#### WHAT THE EXERCISE ASKS:
Look at the data below and print exactly the lines from its first line through the line with "string; value: string;"; the pictures stay out of the copy.

** START **

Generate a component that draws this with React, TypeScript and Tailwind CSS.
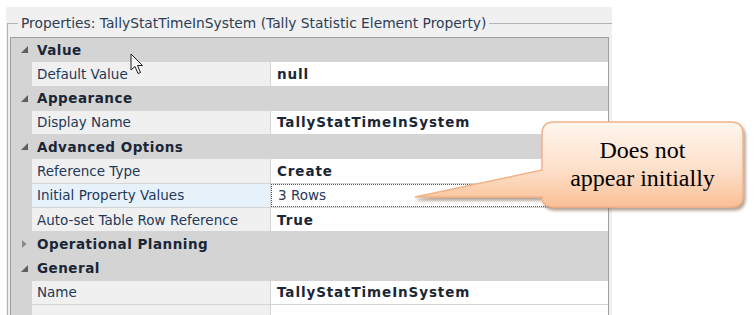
import React from 'react';

type Row =
  | { kind: 'cat'; label: string; open: boolean }
  | { kind: 'prop'; name: string; value: string; bold?: boolean; selected?: boolean };

const rows: Row[] = [
  { kind: 'cat', label: 'Value', open: true },
  { kind: 'prop', name: 'Default Value', value: 'null', bold: true },
  { kind: 'cat', label: 'Appearance', open: true },
  { kind: 'prop', name: 'Display Name', value: 'TallyStatTimeInSystem', bold: true },
  { kind: 'cat', label: 'Advanced Options', open: true },
  { kind: 'prop', name: 'Reference Type', value: 'Create', bold: true },
  { kind: 'prop', name: 'Initial Property Values', value: '3 Rows', selected: true },
  { kind: 'prop', name: 'Auto-set Table Row Reference', value: 'True', bold: true },
  { kind: 'cat', label: 'Operational Planning', open: false },
  { kind: 'cat', label: 'General', open: true },
  { kind: 'prop', name: 'Name', value: 'TallyStatTimeInSystem', bold: true },
  { kind: 'prop', name: '', value: '' },
];

const Expander = ({ open }: { open: boolean }) =>
  open ? (
    <svg width="9" height="9" viewBox="0 0 9 9" className="ml-[9px]">
      <path d="M8 1 L8 8 L1 8 Z" fill="#5f5f5f" />
    </svg>
  ) : (
    <svg width="8" height="10" viewBox="0 0 8 10" className="ml-[9px]">
      <path d="M2 1 L6.5 5 L2 9 Z" fill="#8a8a8a" />
    </svg>
  );

export default function App() {
  return (
    <div className="relative w-[754px] h-[315px] overflow-hidden bg-white pl-[6px] pt-[7px] font-['DejaVu_Sans',sans-serif] text-[13.5px]">
      <div className="w-[606px] h-[320px] bg-[#f0f0f0] pt-[1px] pl-[1px]">
        <fieldset className="mt-[7px] border-t border-l border-[#b4b4b4] h-[330px] pl-[2px] pr-[2px]">
          <legend className="ml-[8px] px-[3px] leading-[16px] text-[13.8px] text-[#2c3e55]">
            Properties: TallyStatTimeInSystem (Tally Statistic Element Property)
          </legend>
          <div className="mt-[6px] w-[599px] border border-b-0 border-[#a0a0a0] bg-[#d4d4d4] flex flex-col gap-px">
            {rows.map((r, i) =>
              r.kind === 'cat' ? (
                <div key={i} className="h-[23.3px] flex items-center">
                  <div className="w-[22px] flex items-center">
                    <Expander open={r.open} />
                  </div>
                  <span className="pl-[4px] font-bold tracking-[0.5px] text-[#1a2636]">{r.label}</span>
                </div>
              ) : (
                <div key={i} className="h-[23.3px] flex">
                  <div className="w-[21px] shrink-0" />
                  <div
                    className={`w-[238px] shrink-0 pl-[5px] flex items-center text-[#22395a] ${
                      r.selected ? 'bg-[#e6f1fa]' : 'bg-[#f0f0f0]'
                    }`}
                  >
                    {r.name}
                  </div>
                  <div
                    className={`ml-px flex-1 bg-white pl-[6px] flex items-center ${
                      r.selected ? 'border border-dotted border-[#555] pl-[5px] text-[#22395a]' : 'text-[#1a2636]'
                    } ${r.bold ? 'font-bold tracking-[0.9px]' : ''}`}
                  >
                    {r.value}
                  </div>
                </div>
              )
            )}
          </div>
        </fieldset>
      </div>

      {/* mouse cursor */}
      <svg className="absolute left-[130px] top-[53px]" width="14" height="22" viewBox="0 0 14 22">
        <path
          d="M1 1 L1 17 L5 13.5 L8 20.5 L10.5 19.5 L7.5 12.5 L12.5 12.5 Z"
          fill="#f4f4f4"
          stroke="#222"
          strokeWidth="1"
          strokeLinejoin="round"
        />
      </svg>

      {/* callout */}
      <svg className="absolute left-0 top-0 pointer-events-none" width="754" height="315" viewBox="0 0 754 315">
        <defs>
          <linearGradient id="calloutFill" x1="0" y1="0" x2="0" y2="1">
            <stop offset="0" stopColor="#fff6ee" />
            <stop offset="0.55" stopColor="#fde0ca" />
            <stop offset="1" stopColor="#fac096" />
          </linearGradient>
          <filter id="calloutShadow" x="-10%" y="-10%" width="130%" height="140%">
            <feDropShadow dx="2" dy="3" stdDeviation="1.6" floodColor="#7a5a40" floodOpacity="0.55" />
          </filter>
        </defs>
        <path
          d="M554 122 H731 Q743 122 743 134 V195 Q743 207 731 207 H554 Q542 207 542 197 L415 197 L542 170 V134 Q542 122 554 122 Z"
          fill="url(#calloutFill)"
          stroke="#f2b287"
          strokeWidth="1.5"
          filter="url(#calloutShadow)"
        />
      </svg>
      <div className="absolute left-[542px] top-[121px] w-[201px] h-[85px] flex items-center justify-center text-center font-['Liberation_Serif',serif] text-[24px] leading-[28px] text-black">
        Does not
        <br />
        appear initially
      </div>
    </div>
  );
}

** END **

#### EXPECTED ANSWER:
Generate a component that draws this with React, TypeScript and Tailwind CSS.
import React from 'react';

type Row =
  | { kind: 'cat'; label: string; open: boolean }
  | { kind: 'prop'; name: string; value: string; bold?: boolean; selected?: boolean };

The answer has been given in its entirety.